### Work to do
Everything in the listing except the pictures should be written out exactly.
— BEGIN —
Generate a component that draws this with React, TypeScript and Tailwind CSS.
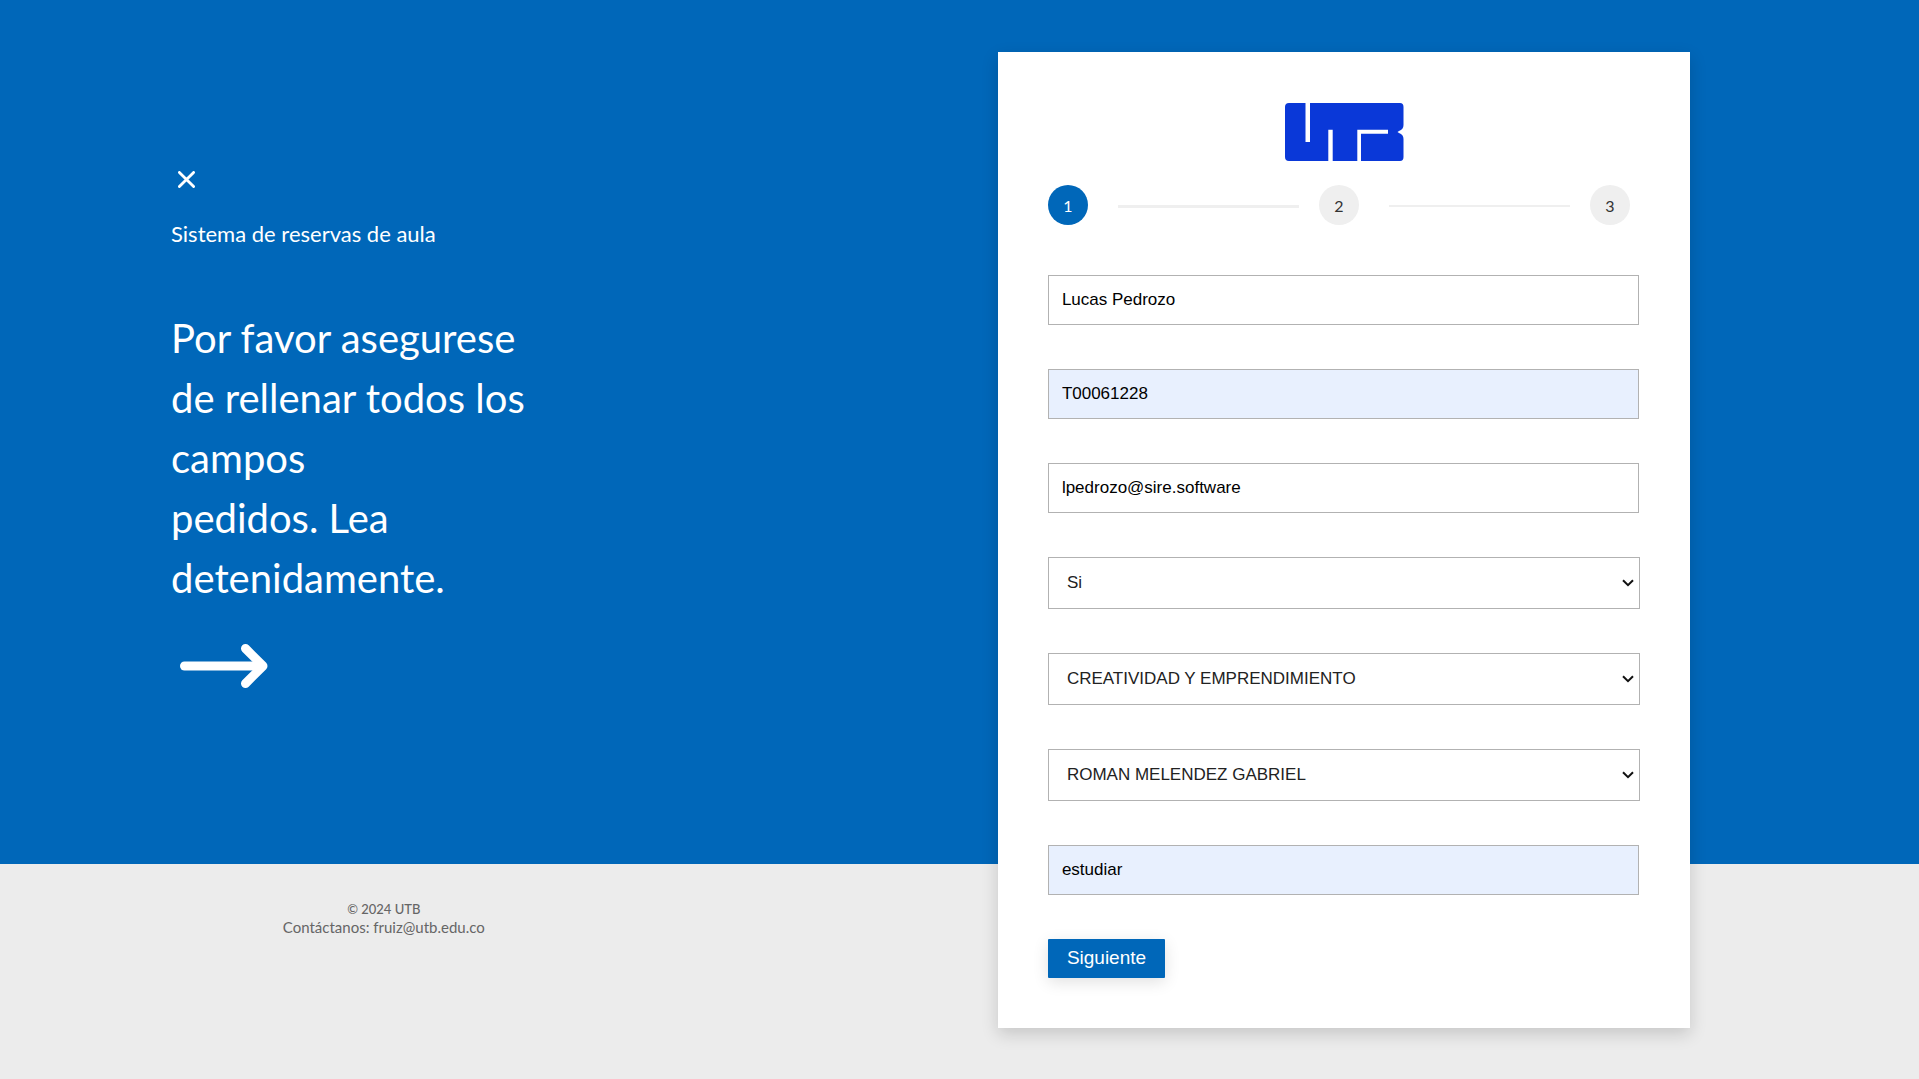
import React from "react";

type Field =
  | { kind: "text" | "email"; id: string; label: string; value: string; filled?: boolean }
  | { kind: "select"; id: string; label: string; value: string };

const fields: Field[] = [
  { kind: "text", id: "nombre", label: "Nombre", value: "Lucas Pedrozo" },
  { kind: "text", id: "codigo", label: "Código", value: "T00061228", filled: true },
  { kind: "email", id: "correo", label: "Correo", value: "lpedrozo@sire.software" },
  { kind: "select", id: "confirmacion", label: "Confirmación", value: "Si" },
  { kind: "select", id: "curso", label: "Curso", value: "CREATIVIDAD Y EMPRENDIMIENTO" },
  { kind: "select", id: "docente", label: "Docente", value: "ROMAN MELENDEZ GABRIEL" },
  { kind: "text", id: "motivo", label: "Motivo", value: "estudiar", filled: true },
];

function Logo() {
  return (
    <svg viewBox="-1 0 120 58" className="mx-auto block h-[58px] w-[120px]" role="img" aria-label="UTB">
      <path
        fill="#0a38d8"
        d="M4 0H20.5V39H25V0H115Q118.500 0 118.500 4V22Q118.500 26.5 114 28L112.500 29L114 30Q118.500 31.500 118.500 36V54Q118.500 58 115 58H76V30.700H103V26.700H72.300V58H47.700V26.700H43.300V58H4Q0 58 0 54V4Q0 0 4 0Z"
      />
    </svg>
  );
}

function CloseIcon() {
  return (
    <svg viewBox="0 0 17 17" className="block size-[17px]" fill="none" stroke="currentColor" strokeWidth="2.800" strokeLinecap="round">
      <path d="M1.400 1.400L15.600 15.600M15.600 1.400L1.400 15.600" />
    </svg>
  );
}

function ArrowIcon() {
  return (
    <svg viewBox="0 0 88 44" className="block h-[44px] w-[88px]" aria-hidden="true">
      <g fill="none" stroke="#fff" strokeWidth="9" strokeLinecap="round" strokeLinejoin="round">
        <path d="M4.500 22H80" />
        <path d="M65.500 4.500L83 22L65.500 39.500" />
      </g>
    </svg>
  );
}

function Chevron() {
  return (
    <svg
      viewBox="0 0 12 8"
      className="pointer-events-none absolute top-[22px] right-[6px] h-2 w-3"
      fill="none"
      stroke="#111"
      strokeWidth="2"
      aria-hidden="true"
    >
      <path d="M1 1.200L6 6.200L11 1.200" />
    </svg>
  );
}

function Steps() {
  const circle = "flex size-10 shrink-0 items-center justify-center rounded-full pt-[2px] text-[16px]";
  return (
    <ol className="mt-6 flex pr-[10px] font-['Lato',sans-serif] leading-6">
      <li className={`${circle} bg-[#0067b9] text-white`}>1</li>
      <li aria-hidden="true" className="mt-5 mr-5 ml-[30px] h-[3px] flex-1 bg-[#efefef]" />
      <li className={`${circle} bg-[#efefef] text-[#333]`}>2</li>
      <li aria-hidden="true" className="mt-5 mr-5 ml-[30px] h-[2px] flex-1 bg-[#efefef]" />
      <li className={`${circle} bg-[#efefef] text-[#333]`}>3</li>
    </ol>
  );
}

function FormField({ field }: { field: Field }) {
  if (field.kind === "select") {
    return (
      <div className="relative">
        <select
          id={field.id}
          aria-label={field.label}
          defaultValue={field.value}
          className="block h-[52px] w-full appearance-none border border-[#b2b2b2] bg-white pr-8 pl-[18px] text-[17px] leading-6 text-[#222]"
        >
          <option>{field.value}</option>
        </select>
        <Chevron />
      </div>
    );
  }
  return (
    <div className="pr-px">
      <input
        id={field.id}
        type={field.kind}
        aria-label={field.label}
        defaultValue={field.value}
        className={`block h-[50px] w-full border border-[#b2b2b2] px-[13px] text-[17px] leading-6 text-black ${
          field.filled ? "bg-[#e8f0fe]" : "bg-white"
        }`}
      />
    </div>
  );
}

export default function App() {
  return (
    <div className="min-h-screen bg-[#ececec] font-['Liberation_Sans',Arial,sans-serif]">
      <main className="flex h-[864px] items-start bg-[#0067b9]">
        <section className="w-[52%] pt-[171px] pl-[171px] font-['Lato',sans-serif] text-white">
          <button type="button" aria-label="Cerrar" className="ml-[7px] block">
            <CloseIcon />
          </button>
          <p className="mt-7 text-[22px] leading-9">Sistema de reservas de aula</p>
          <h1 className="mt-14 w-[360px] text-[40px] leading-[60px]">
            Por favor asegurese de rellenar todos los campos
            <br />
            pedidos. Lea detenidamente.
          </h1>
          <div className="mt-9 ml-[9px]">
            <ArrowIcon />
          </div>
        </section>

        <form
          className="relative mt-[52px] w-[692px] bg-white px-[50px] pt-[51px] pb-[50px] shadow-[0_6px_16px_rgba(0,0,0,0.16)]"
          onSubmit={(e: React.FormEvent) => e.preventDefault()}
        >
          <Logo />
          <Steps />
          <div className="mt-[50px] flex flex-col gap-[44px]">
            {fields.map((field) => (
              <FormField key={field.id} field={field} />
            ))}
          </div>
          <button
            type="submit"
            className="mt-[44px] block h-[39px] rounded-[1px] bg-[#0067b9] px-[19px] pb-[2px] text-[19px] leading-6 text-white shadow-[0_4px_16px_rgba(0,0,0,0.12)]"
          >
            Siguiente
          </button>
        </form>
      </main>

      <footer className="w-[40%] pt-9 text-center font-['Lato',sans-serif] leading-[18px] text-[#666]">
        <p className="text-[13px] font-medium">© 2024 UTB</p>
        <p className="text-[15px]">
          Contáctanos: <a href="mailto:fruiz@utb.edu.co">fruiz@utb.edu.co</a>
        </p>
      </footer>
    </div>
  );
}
— END —
### Task solution
Generate a component that draws this with React, TypeScript and Tailwind CSS.
import React from "react";

type Field =
  | { kind: "text" | "email"; id: string; label: string; value: string; filled?: boolean }
  | { kind: "select"; id: string; label: string; value: string };

const fields: Field[] = [
  { kind: "text", id: "nombre", label: "Nombre", value: "Lucas Pedrozo" },
  { kind: "text", id: "codigo", label: "Código", value: "T00061228", filled: true },
  { kind: "email", id: "correo", label: "Correo", value: "lpedrozo@sire.software" },
  { kind: "select", id: "confirmacion", label: "Confirmación", value: "Si" },
  { kind: "select", id: "curso", label: "Curso", value: "CREATIVIDAD Y EMPRENDIMIENTO" },
  { kind: "select", id: "docente", label: "Docente", value: "ROMAN MELENDEZ GABRIEL" },
  { kind: "text", id: "motivo", label: "Motivo", value: "estudiar", filled: true },
];

function Logo() {
  return (
    <svg viewBox="-1 0 120 58" className="mx-auto block h-[58px] w-[120px]" role="img" aria-label="UTB">
      <path
        fill="#0a38d8"
        d="M4 0H20.5V39H25V0H115Q118.500 0 118.500 4V22Q118.500 26.5 114 28L112.500 29L114 30Q118.500 31.500 118.500 36V54Q118.500 58 115 58H76V30.700H103V26.700H72.300V58H47.700V26.700H43.300V58H4Q0 58 0 54V4Q0 0 4 0Z"
      />
    </svg>
  );
}

function CloseIcon() {
  return (
    <svg viewBox="0 0 17 17" className="block size-[17px]" fill="none" stroke="currentColor" strokeWidth="2.800" strokeLinecap="round">
      <path d="M1.400 1.400L15.600 15.600M15.600 1.400L1.400 15.600" />
    </svg>
  );
}

function ArrowIcon() {
  return (
    <svg viewBox="0 0 88 44" className="block h-[44px] w-[88px]" aria-hidden="true">
      <g fill="none" stroke="#fff" strokeWidth="9" strokeLinecap="round" strokeLinejoin="round">
        <path d="M4.500 22H80" />
        <path d="M65.500 4.500L83 22L65.500 39.500" />
      </g>
    </svg>
  );
}

function Chevron() {
  return (
    <svg
      viewBox="0 0 12 8"
      className="pointer-events-none absolute top-[22px] right-[6px] h-2 w-3"
      fill="none"
      stroke="#111"
      strokeWidth="2"
      aria-hidden="true"
    >
      <path d="M1 1.200L6 6.200L11 1.200" />
    </svg>
  );
}

function Steps() {
  const circle = "flex size-10 shrink-0 items-center justify-center rounded-full pt-[2px] text-[16px]";
  return (
    <ol className="mt-6 flex pr-[10px] font-['Lato',sans-serif] leading-6">
      <li className={`${circle} bg-[#0067b9] text-white`}>1</li>
      <li aria-hidden="true" className="mt-5 mr-5 ml-[30px] h-[3px] flex-1 bg-[#efefef]" />
      <li className={`${circle} bg-[#efefef] text-[#333]`}>2</li>
      <li aria-hidden="true" className="mt-5 mr-5 ml-[30px] h-[2px] flex-1 bg-[#efefef]" />
      <li className={`${circle} bg-[#efefef] text-[#333]`}>3</li>
    </ol>
  );
}

function FormField({ field }: { field: Field }) {
  if (field.kind === "select") {
    return (
      <div className="relative">
        <select
          id={field.id}
          aria-label={field.label}
          defaultValue={field.value}
          className="block h-[52px] w-full appearance-none border border-[#b2b2b2] bg-white pr-8 pl-[18px] text-[17px] leading-6 text-[#222]"
        >
          <option>{field.value}</option>
        </select>
        <Chevron />
      </div>
    );
  }
  return (
    <div className="pr-px">
      <input
        id={field.id}
        type={field.kind}
        aria-label={field.label}
        defaultValue={field.value}
        className={`block h-[50px] w-full border border-[#b2b2b2] px-[13px] text-[17px] leading-6 text-black ${
          field.filled ? "bg-[#e8f0fe]" : "bg-white"
        }`}
      />
    </div>
  );
}

export default function App() {
  return (
    <div className="min-h-screen bg-[#ececec] font-['Liberation_Sans',Arial,sans-serif]">
      <main className="flex h-[864px] items-start bg-[#0067b9]">
        <section className="w-[52%] pt-[171px] pl-[171px] font-['Lato',sans-serif] text-white">
          <button type="button" aria-label="Cerrar" className="ml-[7px] block">
            <CloseIcon />
          </button>
          <p className="mt-7 text-[22px] leading-9">Sistema de reservas de aula</p>
          <h1 className="mt-14 w-[360px] text-[40px] leading-[60px]">
            Por favor asegurese de rellenar todos los campos
            <br />
            pedidos. Lea detenidamente.
          </h1>
          <div className="mt-9 ml-[9px]">
            <ArrowIcon />
          </div>
        </section>

        <form
          className="relative mt-[52px] w-[692px] bg-white px-[50px] pt-[51px] pb-[50px] shadow-[0_6px_16px_rgba(0,0,0,0.16)]"
          onSubmit={(e: React.FormEvent) => e.preventDefault()}
        >
          <Logo />
          <Steps />
          <div className="mt-[50px] flex flex-col gap-[44px]">
            {fields.map((field) => (
              <FormField key={field.id} field={field} />
            ))}
          </div>
          <button
            type="submit"
            className="mt-[44px] block h-[39px] rounded-[1px] bg-[#0067b9] px-[19px] pb-[2px] text-[19px] leading-6 text-white shadow-[0_4px_16px_rgba(0,0,0,0.12)]"
          >
            Siguiente
          </button>
        </form>
      </main>

      <footer className="w-[40%] pt-9 text-center font-['Lato',sans-serif] leading-[18px] text-[#666]">
        <p className="text-[13px] font-medium">© 2024 UTB</p>
        <p className="text-[15px]">
          Contáctanos: <a href="mailto:fruiz@utb.edu.co">fruiz@utb.edu.co</a>
        </p>
      </footer>
    </div>
  );
}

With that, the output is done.